Week 1: Introduction to Urban Inequities
Week 2: Measuring Quality of Life: Theories and Quantitative Methods
Week 3: Transportation Equity: Theories and Quantitative Methods (Part 1)
Week 4: Transportation Equity: Theories and Quantitative Methods (Part 2)
Week 5: Housing Equity: Theories and Quantitative Methods (Part 1)
Week 6: Housing Equity: Theories and Quantitative Methods (Part 2)
Week 7: Recess week
Week 8 – 10: Urban Inequities and Qualitative Methods
Week 11: Introduction to Mixed Methods Research
Week 12: Doing Truthful and Quality Urban Research
Week 13: Presentation of Research Proposal

Singapore has been recognized as a successful and well-managed global city in numerous international rankings of cities. In particular, it is often used to illustrate the importance of good leadershjp and planning in urban development. This course will help students understand how Singapore approaches its urban challenges, such as housing, transport, environmental degradation, job creation and the management of diversity. Through the careful examination of these empirical, Singapore-specific issues including visits to relevant agencies and organizations, broader questions that will have direct relevance to the development processes of other cities will be raised.

Electives (2)

*Electives are not fixed and are subject to availability during term

This course teaches students the concepts, skills and techniques of online, interactive map design and data visualization. In doing so, it covers both the modern web development workflow and Javascript programming. These fundamental programming tools and techniques are mastered in an applied context of designing and building interactive visualizations. Apart from a foundational understanding of the building blocks of the modern web (HTML, CSS, Javascript), students learn to build visualizations using industry-standard Javascript libraries such as Leaflet and D3 through a series of lab-based assignments and projects. The course keeps a focus on the entire iterative design workflow throughout the semester and culminates in a final group project in which a sequence of prototypes leads to a final online, interactive data visualization.

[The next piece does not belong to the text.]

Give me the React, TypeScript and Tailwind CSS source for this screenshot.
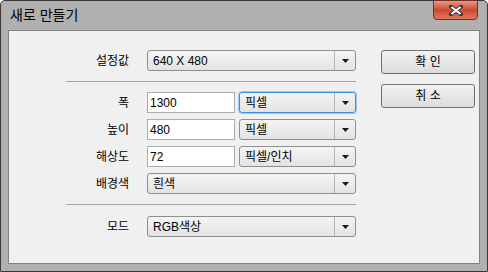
import React from 'react';

const font = { fontFamily: '"Liberation Sans", "Noto Sans CJK KR", sans-serif' };

const Arrow: React.FC = () => (
  <svg width="7" height="4" viewBox="0 0 7 4">
    <path d="M0 0 H7 L3.5 4 Z" fill="#1a1a1a" />
  </svg>
);

const Select: React.FC<{ value?: string; className?: string; focused?: boolean }> = ({ value = '', className = '', focused }) => (
  <div
    className={`flex h-[21px] items-stretch rounded-[3px] border bg-gradient-to-b from-[#f4f4f4] to-[#e3e3e3] ${
      focused ? 'border-[#3c8fe0] shadow-[0_0_0_1px_#9cc8f2]' : 'border-[#8e8f8f]'
    } ${className}`}
  >
    <div className="flex flex-1 items-center pl-[5px] text-[12px] text-black">{value}</div>
    <div className="flex w-[21px] items-center justify-center border-l border-[#b5b5b5]">
      <Arrow />
    </div>
  </div>
);

const Input: React.FC<{ value: string }> = ({ value }) => (
  <div className="flex h-[21px] w-[88px] items-center border border-[#abadb3] bg-white pl-[2px] text-[12px] text-black">
    {value}
  </div>
);

const Row: React.FC<{ label: string; children: React.ReactNode }> = ({ label, children }) => (
  <div className="flex h-[21px] items-center">
    <div className="w-[64px] pr-[1px] text-right text-[12px] text-black">{label}</div>
    <div className="ml-[17px] flex flex-1 gap-[4px]">{children}</div>
  </div>
);

const Sep: React.FC = () => <div className="border-t border-[#a7a7a7]" />;

const Button: React.FC<{ label: string }> = ({ label }) => (
  <div className="flex h-[24px] w-[94px] items-center justify-center rounded-[3px] border border-[#707070] bg-gradient-to-b from-[#f2f2f2] to-[#dcdcdc] text-[12px] text-black">
    {label}
  </div>
);

const App: React.FC = () => {
  return (
    <div style={font} className="flex h-[272px] w-[488px] flex-col rounded-t-[5px] border border-[#3a3a3a] bg-[#b0b0b0]">
      {/* title bar */}
      <div className="relative h-[29px] shrink-0">
        <div className="pl-[9px] pt-[5px] text-[14px] leading-[18px] text-black">새로 만들기</div>
        <div className="absolute right-[9px] top-[-1px] flex h-[20px] w-[45px] items-center justify-center rounded-b-[4px] border border-[#6b3225] bg-gradient-to-b from-[#e99a83] via-[#c9472d] to-[#dc7a5c]">
          <svg width="14" height="11" viewBox="0 0 14 11">
            <path d="M2 1.5 L12 9.5 M12 1.5 L2 9.5" stroke="#3b3b4a" strokeWidth="4" strokeLinecap="square" />
            <path d="M2.5 2 L11.5 9 M11.5 2 L2.5 9" stroke="#ffffff" strokeWidth="2" />
          </svg>
        </div>
      </div>

      {/* content panel */}
      <div className="mx-[7px] flex h-[234px] shrink-0 border border-[#838383] bg-[#f0f0f0]">
        <div className="ml-[57px] mt-[19px] flex w-[290px] flex-col">
          <Row label="설정값">
            <Select value="640 X 480" className="flex-1" />
          </Row>
          <div className="mb-[10px] mt-[10px]">
            <Sep />
          </div>
          <div className="flex flex-col gap-[6px]">
            <Row label="폭">
              <Input value="1300" />
              <Select value="픽셀" className="flex-1" focused />
            </Row>
            <Row label="높이">
              <Input value="480" />
              <Select value="픽셀" className="flex-1" />
            </Row>
            <Row label="해상도">
              <Input value="72" />
              <Select value="픽셀/인치" className="flex-1" />
            </Row>
            <Row label="배경색">
              <Select value="흰색" className="flex-1" />
            </Row>
          </div>
          <div className="mb-[11px] mt-[10px]">
            <Sep />
          </div>
          <Row label="모드">
            <Select value="RGB색상" className="flex-1" />
          </Row>
        </div>
        <div className="ml-[25px] mt-[19px] flex flex-col gap-[10px]">
          <Button label="확 인" />
          <Button label="취 소" />
        </div>
      </div>
    </div>
  );
};

export default App;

Instructor: Chan Chi-Loong
Time: Tuesday (9am-12pm)
Venue: Think Tank 26 (2.514)

For far too long, the smart city has emphasized smart technology over smart people. With Gen AI, especially no-code Gen AI, we can finally move the emphasis back to smart citizens creating the future of the smart city.

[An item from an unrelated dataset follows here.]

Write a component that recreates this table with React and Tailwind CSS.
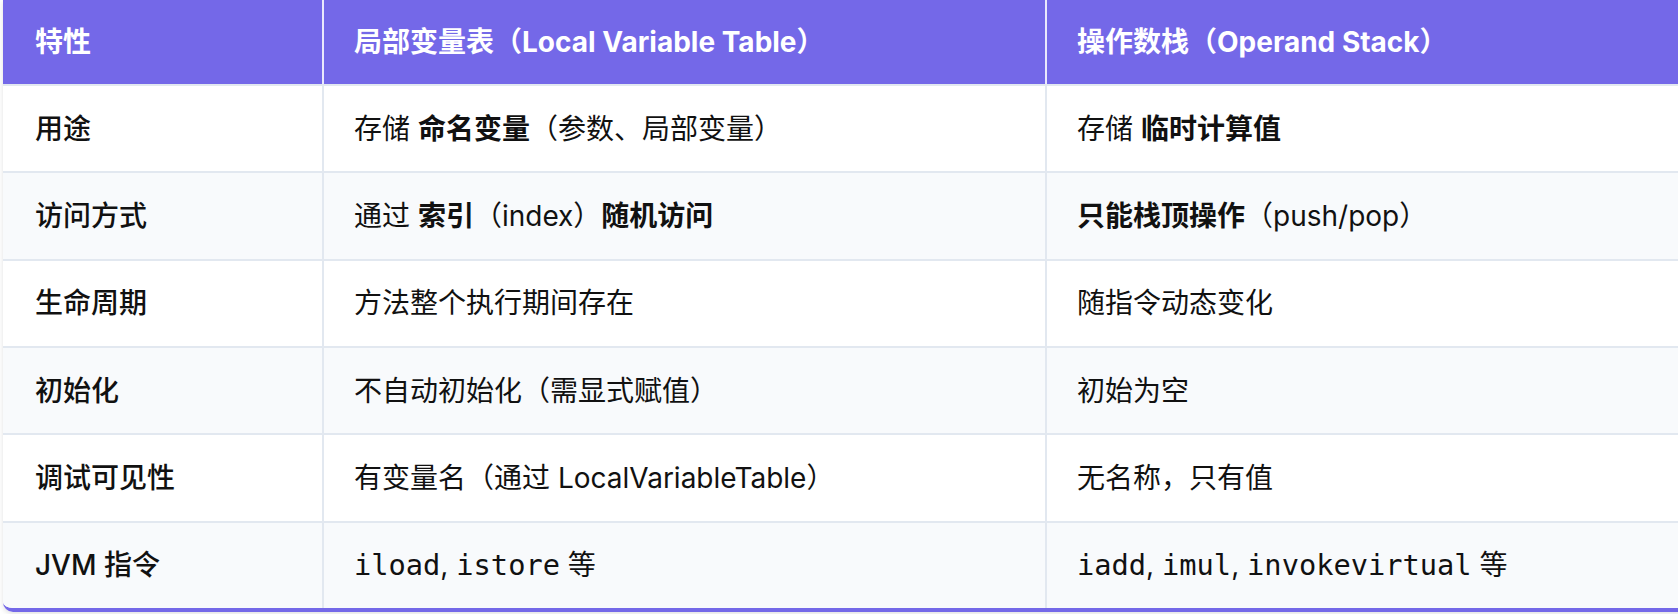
const rows = [
  {
    name: '用途',
    local: (
      <>
        存储 <b className="font-bold">命名变量</b>（参数、局部变量）
      </>
    ),
    stack: (
      <>
        存储 <b className="font-bold">临时计算值</b>
      </>
    ),
  },
  {
    name: '访问方式',
    local: (
      <>
        通过 <b className="font-bold">索引</b>（index）<b className="font-bold">随机访问</b>
      </>
    ),
    stack: (
      <>
        <b className="font-bold">只能栈顶操作</b>（push/pop）
      </>
    ),
  },
  { name: '生命周期', local: '方法整个执行期间存在', stack: '随指令动态变化' },
  { name: '初始化', local: '不自动初始化（需显式赋值）', stack: '初始为空' },
  { name: '调试可见性', local: '有变量名（通过 LocalVariableTable）', stack: '无名称，只有值' },
  {
    name: 'JVM 指令',
    local: (
      <>
        <Code>iload</Code>, <Code>istore</Code> 等
      </>
    ),
    stack: (
      <>
        <Code>iadd</Code>, <Code>imul</Code>, <Code>invokevirtual</Code> 等
      </>
    ),
  },
];

function Code({ children }) {
  return <code className="font-['DejaVu_Sans_Mono',monospace] text-[28.7px]">{children}</code>;
}

const App = () => {
  return (
    <div className="w-full h-[614px] overflow-hidden bg-white pl-[3px] font-['Inter','Noto_Sans_CJK_SC',sans-serif] text-[28px]">
      <div className="w-[1720px] rounded-b-[10px] overflow-hidden border-b-4 border-[#7468e8] shadow-[0_2px_5px_rgba(0,0,0,0.12)]">
        {/* header */}
        <div className="flex h-[84px] bg-[#7468e8] text-white font-bold">
          <div className="w-[319px] flex items-center pl-[32px]">特性</div>
          <div className="w-[723px] flex items-center pl-[30px] border-l-2 border-white/85">
            局部变量表（Local Variable Table）
          </div>
          <div className="flex-1 flex items-center pl-[30px] border-l-2 border-white/85">
            操作数栈（Operand Stack）
          </div>
        </div>

        {rows.map((row, i) => (
          <div
            key={row.name}
            className={`flex h-[87.33px] border-t-2 border-[#e2e8f0] text-[#111] ${
              i % 2 === 1 ? 'bg-[#f8fafc]' : 'bg-white'
            }`}
          >
            <div className="w-[319px] flex items-center pl-[32px] font-medium">{row.name}</div>
            <div className="w-[723px] flex items-center pl-[30px] border-l-2 border-[#e2e8f0]">
              <span>{row.local}</span>
            </div>
            <div className="flex-1 flex items-center pl-[30px] border-l-2 border-[#e2e8f0]">
              <span>{row.stack}</span>
            </div>
          </div>
        ))}
      </div>
    </div>
  );
};

export default App;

This course is thus a hands-on course in turning insights into creations.

Every class will start with a discussion around the theory for and practice of leaders to design, build, and manage an economically competitive, socially inclusive, and technologically astute city and citizenry. These discussions span topics from strategy to stories, resilience to reskilling, and infrastructure to industrial revolution.

Following the discussion, students will apply what they learned, to hands-on work with the instructor(s) to push the frontiers of what citizens can create for the smart city using no-code Gen AI (and AI and other tech in general). We go beyond the simplistic – sometimes gimmicky – generation of text, code, images etc to embedding this task of generation into the process and system of designing solutions for people. Where available, these solutions will be tested against users and stakeholders with real needs, and a substantial portion of the grades will be based on how well those needs are met.

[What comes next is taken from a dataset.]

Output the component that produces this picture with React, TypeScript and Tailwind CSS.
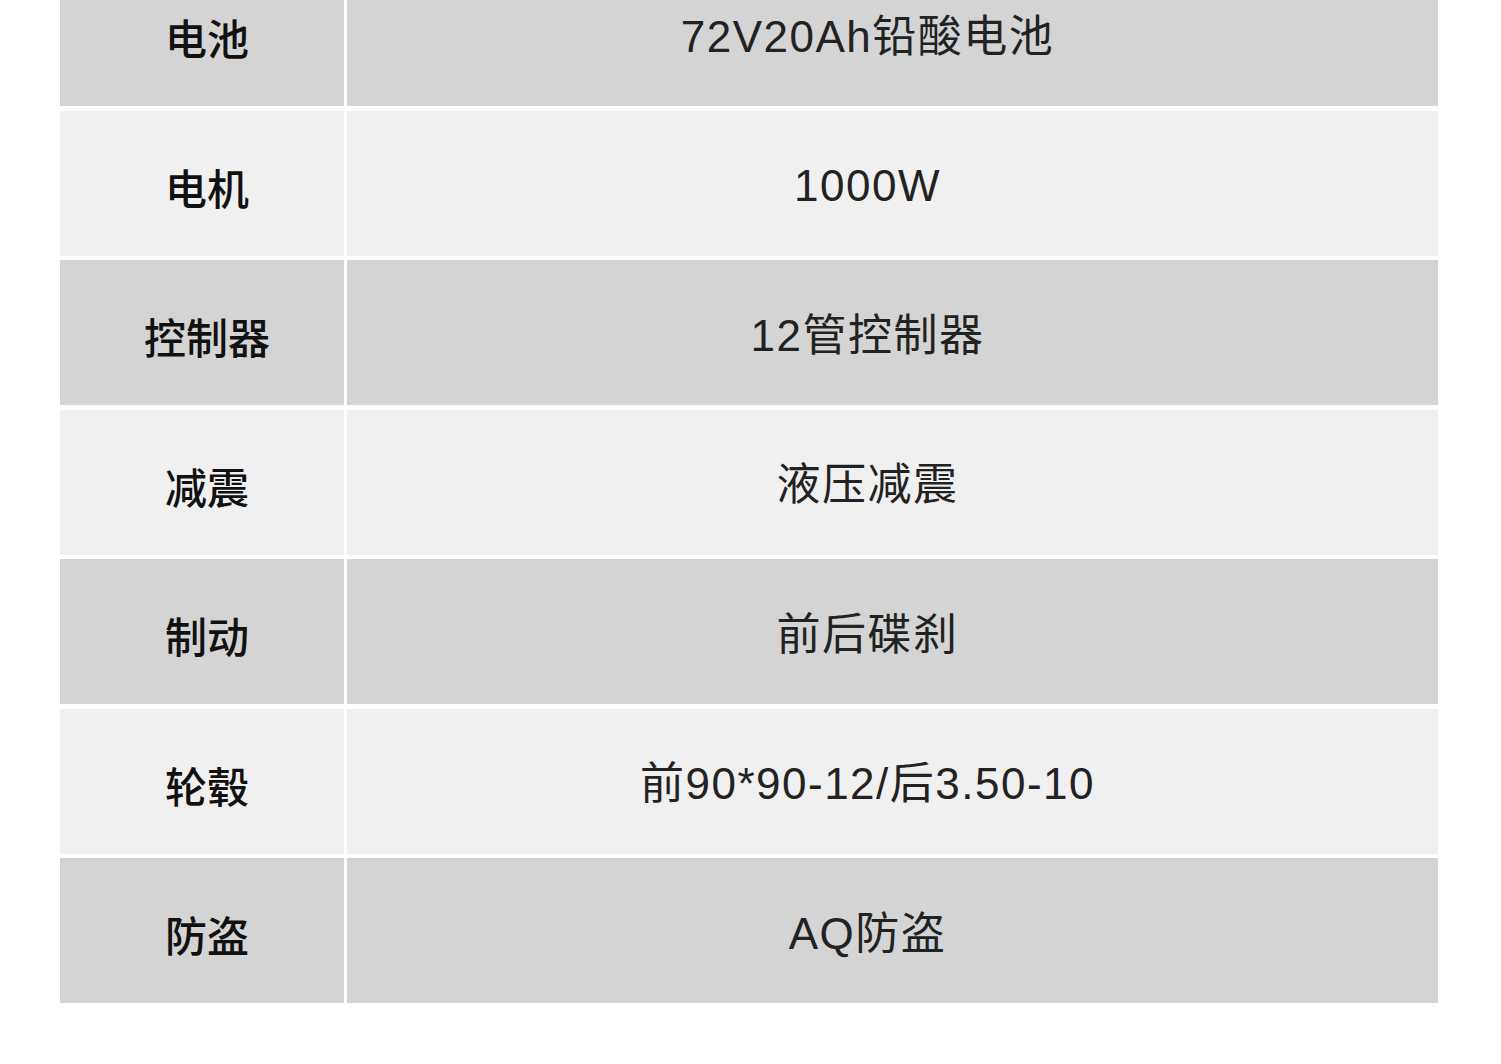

By the end of the course, we want to make possible what was once impossible (e.g. see Six Impossibles), and develop a sublime sophisticated new understanding of where smart cities are limited and/or limitless (e.g. Limit and Limitless).

Instructor: Poon King Wang

This course introduces graduate students to the emerging field of urban sustainability from a combined academic-practical perspective. The course provides students with the theoretical and methodological tools with which to explore the potential for a sustainable urbanism. Approaches to foster more sustainable and resilient forms of urbanization and urban life in different sectors of urban operation (i.e. building, energy, transportation, water, waste, food, etc.) will be introduced and evaluated.

Instructor: Dr Jennifer Li

Cities are the most complex of all human inventions. While majority of the world’s population live in cities, we know comparatively little about how we influence and are influenced by cities. Urban psychology operates in an interdisciplinary context as an application area of psychology in cities, exploring human perception, decision-making, and behaviour. This course will introduce urban psychology and its application to different urban issues, including health and well-being, sustainability and resilience.

Instructor: Samuel Chng
Time: Tuesday (9am-12pm)
Venue: Think Tank 11 & 12 (1.503)

Week 1: Introduction to Urban Psychology I
Week 2: Introduction to Urban Psychology II: Social Psychology
Week 3: Introduction to Urban Psychology III: Environmental Psychology
Week 4: Introduction to Urban Psychology IV: Health Psychology
Week 5: Introduction to Urban Psychology V: Transdisciplinary
Week 6: Urban Psychology in Practice – Why?
Week 7: Term break
Week 8: Urban Psychology in Practice – What?
Week 9: Urban Psychology in Practice – How?
Week 10: The Complexity of Human Behaviour in Cities
Week 11: Data, data, data: Communicating findings effectively
Week 12: Moving from ideas, to theories, to data, to practice
Week 13 & 14: Conclusion and project presentations

TERM 3
Required Courses
The final term is dedicated for students to complete a Masters Research Project. Students have a choice of two tracks: Group Research Project or Individual Research Project. Students will have to declare their chosen track by the middle of Term 2. More details on the Master Research Project will be shared in Term 2.